A warewasher conveyor assembly that may be a loader version or an unloader version for a commercial dishwasher. The warewasher conveyor assembly has a base and a chain conveyor assembly movably mounted to the base. The chain conveyor assembly is movable between a generally level in-use position and a tilted cleaning position where one end is raised, which allows for more convenient cleaning. The warewasher conveyor assembly also includes a movable support, such as a gas spring, which holds the chain conveyor assembly in the cleaning configuration.

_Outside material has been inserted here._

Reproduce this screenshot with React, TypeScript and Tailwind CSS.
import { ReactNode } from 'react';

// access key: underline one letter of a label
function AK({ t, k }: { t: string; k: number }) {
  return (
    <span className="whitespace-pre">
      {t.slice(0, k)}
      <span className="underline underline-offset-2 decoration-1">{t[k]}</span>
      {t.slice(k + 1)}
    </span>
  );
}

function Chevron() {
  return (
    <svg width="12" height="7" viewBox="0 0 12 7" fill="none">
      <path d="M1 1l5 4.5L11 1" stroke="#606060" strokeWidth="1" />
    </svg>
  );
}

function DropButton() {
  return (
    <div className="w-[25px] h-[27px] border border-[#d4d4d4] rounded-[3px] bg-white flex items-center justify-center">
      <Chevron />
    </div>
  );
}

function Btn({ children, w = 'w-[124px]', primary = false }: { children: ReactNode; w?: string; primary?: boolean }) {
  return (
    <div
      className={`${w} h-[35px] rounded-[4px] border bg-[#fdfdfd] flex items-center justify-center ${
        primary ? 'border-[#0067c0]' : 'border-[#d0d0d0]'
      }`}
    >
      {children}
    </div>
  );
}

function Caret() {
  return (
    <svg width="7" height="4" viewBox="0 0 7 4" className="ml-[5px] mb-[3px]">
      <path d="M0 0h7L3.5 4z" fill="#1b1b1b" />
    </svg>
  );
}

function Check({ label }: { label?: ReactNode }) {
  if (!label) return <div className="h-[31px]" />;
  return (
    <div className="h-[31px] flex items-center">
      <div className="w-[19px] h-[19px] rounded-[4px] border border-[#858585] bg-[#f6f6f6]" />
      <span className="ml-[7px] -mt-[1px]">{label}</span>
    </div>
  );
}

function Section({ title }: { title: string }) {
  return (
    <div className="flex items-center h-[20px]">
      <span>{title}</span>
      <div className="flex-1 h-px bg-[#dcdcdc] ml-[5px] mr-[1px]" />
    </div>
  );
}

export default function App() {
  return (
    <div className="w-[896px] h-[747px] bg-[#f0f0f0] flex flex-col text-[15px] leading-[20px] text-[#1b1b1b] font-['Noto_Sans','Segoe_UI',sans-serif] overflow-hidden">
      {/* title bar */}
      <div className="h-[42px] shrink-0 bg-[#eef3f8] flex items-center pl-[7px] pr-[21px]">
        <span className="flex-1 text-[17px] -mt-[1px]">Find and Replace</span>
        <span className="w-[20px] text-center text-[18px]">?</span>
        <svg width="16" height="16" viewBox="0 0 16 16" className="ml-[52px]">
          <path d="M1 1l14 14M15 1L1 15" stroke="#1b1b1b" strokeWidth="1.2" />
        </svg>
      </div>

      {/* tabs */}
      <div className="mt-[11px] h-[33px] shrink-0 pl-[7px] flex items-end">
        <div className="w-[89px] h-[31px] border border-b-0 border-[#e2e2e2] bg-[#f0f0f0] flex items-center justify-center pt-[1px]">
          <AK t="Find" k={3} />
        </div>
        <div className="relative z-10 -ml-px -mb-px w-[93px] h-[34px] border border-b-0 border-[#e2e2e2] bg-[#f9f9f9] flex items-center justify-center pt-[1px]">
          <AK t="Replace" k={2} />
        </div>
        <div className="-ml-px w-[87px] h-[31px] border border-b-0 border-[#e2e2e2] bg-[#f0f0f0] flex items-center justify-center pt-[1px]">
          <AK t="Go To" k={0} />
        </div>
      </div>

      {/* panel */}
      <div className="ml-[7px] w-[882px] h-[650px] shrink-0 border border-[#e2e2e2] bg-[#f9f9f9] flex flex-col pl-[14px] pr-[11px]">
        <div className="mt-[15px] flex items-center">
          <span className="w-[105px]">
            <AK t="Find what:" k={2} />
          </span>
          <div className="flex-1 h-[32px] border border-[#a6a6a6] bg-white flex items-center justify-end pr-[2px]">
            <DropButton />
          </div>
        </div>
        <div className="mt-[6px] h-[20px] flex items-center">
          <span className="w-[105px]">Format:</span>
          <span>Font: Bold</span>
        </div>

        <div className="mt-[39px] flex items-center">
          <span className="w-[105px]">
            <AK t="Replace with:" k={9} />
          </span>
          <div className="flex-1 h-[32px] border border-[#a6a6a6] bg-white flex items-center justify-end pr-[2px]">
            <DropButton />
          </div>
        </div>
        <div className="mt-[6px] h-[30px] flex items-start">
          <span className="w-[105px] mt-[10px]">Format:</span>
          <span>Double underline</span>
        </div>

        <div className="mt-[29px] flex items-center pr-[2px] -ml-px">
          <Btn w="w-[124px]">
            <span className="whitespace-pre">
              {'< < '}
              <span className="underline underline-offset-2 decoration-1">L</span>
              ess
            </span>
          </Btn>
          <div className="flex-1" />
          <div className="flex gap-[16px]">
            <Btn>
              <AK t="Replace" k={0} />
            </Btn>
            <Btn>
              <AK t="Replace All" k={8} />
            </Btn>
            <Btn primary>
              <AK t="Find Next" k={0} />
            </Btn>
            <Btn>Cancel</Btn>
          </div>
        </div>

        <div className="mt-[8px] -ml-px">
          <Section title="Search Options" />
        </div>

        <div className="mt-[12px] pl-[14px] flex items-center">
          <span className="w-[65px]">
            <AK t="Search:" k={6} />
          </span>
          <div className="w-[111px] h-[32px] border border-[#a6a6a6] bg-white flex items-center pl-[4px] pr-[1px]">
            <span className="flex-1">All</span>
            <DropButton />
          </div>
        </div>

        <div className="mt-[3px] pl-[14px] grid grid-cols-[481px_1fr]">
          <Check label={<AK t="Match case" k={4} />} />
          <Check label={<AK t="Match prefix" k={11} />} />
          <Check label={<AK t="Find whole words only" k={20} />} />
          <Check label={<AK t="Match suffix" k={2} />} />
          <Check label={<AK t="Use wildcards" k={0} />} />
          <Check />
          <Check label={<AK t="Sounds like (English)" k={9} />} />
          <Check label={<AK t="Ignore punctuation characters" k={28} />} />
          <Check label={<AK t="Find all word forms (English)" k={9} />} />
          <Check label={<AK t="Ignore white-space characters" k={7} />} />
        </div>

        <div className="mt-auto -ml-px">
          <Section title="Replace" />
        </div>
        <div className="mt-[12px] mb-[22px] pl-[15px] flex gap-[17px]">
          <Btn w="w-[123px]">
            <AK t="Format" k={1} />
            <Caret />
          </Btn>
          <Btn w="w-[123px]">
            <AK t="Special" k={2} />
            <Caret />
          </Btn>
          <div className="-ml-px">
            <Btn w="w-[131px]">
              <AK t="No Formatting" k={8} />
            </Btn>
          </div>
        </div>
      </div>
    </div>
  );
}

Related methods are also disclosed.

BACKGROUND

The present invention is generally directed to food dishware washing devices, and more particularly to a warewasher conveyor table device that moves wares to/from a washing/rinsing machine, and related methods.

Restaurants and other food service establishments typically employ numerous devices to clean their plates, cups, glasses, utensils, and the like, collectively referred to in the art as “dishware” or simply “wares”. One common example is a dishwashing machine, sometimes referred to in the field as a “warewasher.” While dishwashing machines are also found in household settings, commercial dishwashing equipment differs in that they are typically faster and must meet numerous additional requirements, such as those dictated by health codes. Faster cleaning allows the food service establishment to have a lower inventory of wares, which takes up less physical space and lowers operating costs. In conveyor type commercial dishwashing machines, the wares are typically loaded in movable trays called “racks” which are moved through washing/rinsing machine. These racks are fed to the washing/rinsing machine by a conveyor on an input side, called a “loader” conveyor table, and moved away from the washing/rinsing machine by a conveyor on an output side, called an “unloader” conveyor table.

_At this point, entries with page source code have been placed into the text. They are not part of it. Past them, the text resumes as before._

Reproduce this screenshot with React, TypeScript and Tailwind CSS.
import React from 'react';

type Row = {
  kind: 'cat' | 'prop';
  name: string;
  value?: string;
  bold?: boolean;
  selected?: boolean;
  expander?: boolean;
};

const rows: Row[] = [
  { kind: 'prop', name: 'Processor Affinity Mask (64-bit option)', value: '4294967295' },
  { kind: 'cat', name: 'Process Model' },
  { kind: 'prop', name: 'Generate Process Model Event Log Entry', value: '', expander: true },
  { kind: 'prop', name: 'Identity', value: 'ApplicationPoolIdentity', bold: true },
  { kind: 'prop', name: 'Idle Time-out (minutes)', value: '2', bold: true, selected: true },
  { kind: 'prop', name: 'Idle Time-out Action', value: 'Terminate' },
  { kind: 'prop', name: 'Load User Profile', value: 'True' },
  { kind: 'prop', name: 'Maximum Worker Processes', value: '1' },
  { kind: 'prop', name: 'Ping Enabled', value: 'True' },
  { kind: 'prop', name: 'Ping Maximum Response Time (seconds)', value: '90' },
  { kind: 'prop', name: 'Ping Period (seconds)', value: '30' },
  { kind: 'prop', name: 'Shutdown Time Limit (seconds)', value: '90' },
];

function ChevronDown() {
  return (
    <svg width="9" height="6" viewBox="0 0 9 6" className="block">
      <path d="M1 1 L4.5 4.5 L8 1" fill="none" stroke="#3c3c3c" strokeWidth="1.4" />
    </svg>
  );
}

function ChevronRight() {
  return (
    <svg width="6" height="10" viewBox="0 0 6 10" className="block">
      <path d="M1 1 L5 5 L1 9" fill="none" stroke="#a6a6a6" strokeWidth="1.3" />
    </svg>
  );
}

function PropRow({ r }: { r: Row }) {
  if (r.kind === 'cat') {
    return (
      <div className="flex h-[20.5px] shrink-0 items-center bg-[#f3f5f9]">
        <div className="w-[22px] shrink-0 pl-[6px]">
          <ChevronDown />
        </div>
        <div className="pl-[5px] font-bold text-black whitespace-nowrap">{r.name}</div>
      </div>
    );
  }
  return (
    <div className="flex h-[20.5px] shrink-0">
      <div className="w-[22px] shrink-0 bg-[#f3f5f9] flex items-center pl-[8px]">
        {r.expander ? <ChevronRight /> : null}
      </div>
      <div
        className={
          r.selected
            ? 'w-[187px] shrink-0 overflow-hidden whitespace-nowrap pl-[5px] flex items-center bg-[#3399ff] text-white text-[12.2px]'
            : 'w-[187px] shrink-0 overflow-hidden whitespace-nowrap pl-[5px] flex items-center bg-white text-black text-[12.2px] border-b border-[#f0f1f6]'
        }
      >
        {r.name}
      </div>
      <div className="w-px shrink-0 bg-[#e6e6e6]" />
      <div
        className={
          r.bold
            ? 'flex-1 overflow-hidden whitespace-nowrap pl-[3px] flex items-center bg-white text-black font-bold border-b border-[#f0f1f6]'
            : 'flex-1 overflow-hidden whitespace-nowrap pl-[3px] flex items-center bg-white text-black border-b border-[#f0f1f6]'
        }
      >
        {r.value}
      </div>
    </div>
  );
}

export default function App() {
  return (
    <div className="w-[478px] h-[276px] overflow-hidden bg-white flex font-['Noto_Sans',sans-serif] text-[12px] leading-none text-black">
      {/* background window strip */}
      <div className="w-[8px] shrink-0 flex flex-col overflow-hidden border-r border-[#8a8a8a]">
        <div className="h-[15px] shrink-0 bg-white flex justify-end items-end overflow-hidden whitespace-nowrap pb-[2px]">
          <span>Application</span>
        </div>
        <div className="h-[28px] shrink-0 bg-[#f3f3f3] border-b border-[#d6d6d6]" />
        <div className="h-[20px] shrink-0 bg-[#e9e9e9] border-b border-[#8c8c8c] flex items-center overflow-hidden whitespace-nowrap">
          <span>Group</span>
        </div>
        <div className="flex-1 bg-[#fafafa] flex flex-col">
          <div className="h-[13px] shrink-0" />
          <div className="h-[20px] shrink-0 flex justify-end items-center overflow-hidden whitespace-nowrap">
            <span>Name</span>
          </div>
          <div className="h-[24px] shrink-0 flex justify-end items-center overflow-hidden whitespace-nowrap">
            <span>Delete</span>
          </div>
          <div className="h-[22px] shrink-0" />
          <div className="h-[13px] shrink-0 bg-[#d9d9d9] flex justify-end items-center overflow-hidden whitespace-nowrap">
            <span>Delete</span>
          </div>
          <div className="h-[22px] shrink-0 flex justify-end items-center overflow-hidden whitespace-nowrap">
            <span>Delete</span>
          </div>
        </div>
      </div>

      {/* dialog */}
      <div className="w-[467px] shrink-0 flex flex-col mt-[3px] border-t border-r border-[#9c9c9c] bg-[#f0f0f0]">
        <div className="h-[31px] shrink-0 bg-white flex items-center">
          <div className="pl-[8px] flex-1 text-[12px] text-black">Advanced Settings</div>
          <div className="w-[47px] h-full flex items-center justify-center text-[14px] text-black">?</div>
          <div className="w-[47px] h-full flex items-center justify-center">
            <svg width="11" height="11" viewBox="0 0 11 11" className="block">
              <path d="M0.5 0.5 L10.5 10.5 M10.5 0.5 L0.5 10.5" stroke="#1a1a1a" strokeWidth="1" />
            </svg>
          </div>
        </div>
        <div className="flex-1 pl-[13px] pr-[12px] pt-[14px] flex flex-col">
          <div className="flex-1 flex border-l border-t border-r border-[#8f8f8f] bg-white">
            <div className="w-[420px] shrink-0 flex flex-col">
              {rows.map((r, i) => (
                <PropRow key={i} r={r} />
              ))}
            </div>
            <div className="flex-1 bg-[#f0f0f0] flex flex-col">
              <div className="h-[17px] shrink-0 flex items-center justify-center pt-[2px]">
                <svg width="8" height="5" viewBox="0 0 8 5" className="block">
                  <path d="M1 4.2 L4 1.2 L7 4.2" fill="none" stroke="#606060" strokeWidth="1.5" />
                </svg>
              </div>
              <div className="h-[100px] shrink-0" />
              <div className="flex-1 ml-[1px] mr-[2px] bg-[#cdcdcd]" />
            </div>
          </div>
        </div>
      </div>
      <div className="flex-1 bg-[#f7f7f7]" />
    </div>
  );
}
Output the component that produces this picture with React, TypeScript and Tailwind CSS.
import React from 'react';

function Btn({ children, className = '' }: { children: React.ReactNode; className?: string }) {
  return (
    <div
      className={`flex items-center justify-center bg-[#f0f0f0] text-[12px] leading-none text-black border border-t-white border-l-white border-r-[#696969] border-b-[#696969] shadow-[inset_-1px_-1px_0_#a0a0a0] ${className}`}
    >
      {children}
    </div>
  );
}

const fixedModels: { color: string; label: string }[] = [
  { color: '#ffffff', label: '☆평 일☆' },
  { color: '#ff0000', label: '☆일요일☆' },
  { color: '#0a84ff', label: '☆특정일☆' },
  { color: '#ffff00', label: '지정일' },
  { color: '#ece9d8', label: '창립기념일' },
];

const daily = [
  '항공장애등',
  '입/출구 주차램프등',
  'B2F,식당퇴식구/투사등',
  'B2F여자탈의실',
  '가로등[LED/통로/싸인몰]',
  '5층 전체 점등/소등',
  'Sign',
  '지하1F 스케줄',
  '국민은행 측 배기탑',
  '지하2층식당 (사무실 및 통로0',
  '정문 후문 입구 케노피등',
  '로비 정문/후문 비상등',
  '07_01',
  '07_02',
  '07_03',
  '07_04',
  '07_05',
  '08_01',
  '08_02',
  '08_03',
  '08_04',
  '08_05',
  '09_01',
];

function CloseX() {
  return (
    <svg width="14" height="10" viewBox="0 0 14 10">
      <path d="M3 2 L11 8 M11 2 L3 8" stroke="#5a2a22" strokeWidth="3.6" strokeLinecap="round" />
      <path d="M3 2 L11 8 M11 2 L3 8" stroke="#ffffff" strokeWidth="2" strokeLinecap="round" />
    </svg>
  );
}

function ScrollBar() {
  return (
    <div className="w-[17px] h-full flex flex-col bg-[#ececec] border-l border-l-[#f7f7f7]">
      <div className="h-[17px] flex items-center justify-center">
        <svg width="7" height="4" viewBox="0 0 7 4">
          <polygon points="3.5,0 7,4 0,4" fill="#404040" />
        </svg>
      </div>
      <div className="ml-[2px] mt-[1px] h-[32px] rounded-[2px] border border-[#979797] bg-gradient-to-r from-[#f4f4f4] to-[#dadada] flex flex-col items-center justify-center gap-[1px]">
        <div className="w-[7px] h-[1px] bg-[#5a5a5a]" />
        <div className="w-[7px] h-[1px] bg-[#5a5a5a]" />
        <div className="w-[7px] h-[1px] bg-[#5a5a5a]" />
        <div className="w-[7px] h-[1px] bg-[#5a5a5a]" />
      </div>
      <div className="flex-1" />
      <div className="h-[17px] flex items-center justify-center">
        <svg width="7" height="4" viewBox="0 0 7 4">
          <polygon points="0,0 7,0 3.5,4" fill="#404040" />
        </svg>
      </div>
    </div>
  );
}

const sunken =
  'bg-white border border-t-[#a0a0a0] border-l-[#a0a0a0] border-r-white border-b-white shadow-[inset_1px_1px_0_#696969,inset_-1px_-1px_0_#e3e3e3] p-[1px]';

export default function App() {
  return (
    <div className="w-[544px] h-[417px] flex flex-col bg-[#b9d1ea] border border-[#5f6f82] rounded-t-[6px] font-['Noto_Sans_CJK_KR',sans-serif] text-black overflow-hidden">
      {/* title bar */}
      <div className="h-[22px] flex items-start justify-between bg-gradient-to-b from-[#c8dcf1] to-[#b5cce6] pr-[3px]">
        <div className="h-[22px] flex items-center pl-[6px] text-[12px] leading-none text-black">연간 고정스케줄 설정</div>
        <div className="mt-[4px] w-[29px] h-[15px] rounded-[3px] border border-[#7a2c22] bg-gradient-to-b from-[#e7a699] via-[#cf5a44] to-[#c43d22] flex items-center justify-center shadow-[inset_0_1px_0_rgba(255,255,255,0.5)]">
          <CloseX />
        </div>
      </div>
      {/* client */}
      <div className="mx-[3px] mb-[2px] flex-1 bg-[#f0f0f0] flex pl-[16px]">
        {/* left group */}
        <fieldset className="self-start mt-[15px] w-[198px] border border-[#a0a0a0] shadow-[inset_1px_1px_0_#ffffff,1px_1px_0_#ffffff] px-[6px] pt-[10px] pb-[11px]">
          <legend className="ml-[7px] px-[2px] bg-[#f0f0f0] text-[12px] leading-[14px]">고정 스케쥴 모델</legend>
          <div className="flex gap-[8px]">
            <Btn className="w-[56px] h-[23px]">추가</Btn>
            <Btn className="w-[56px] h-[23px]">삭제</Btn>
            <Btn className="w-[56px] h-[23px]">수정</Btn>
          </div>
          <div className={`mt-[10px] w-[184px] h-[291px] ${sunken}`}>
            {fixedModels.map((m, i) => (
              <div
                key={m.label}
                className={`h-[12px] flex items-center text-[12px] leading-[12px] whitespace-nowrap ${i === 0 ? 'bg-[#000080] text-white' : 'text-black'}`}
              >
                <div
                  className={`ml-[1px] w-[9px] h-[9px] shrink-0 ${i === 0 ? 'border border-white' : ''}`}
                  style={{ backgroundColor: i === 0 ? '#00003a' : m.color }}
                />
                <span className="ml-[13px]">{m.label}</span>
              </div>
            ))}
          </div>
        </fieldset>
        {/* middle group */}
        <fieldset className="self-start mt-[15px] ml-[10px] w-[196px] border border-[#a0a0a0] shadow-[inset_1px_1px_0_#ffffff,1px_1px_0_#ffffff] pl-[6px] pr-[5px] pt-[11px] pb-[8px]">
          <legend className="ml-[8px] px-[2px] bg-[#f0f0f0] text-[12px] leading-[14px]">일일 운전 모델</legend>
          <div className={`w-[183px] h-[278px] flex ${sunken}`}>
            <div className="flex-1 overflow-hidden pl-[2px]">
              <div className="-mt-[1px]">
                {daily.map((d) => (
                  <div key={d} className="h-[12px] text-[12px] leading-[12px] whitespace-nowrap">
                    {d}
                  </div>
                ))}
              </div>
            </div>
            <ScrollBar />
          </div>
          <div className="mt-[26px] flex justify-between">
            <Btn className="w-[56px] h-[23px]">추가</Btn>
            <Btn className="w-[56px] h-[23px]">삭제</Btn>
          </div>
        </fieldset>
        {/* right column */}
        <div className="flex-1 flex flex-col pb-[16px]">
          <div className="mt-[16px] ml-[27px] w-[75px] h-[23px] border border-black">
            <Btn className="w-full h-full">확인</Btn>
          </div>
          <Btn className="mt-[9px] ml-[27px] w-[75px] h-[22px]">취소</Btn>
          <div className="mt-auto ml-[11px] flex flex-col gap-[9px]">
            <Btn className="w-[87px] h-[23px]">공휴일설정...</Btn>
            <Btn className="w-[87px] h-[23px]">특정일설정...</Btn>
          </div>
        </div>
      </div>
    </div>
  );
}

For proper machine hygiene, the loader and unloader should be cleaned on a regular basis. Cleaning around the conveyor portions of the loader or unloader can be a complex process, particularly for non-straight type loaders and unloaders (e.g., “corner” loaders or unloaders), which typically change the direction of movement of the racks by 90 degrees (or sometimes other amounts, such as 180 degrees) along a curved path. In conventional versions of such non-straight loaders and unloaders, the conveyor mechanism is statically located, and it may be challenging to access portions of the conveyor mechanism for cleaning. These challenges may lead to the cleaning process taking longer than otherwise necessary, and/or increased training burdens, both of which tend to increase operating costs.

As such, there remains a need for alternative approaches to warewasher conveyor tables, particularly approaches that allow for easier cleaning.

SUMMARY

The present disclosure is generally directed to a warewasher conveyor assembly that is in some embodiments a loader, and in other embodiments an unloader, for a commercial dishwasher, and related methods. In some embodiments, the warewasher conveyor assembly has a base and a chain conveyor assembly movably mounted to the base. The chain conveyor assembly is movable between a generally level in-use position and a tilted cleaning position which allows for more convenient cleaning. The warewasher conveyor assembly includes a movable support, such as a gas spring, which holds the chain conveyor assembly in the cleaning configuration.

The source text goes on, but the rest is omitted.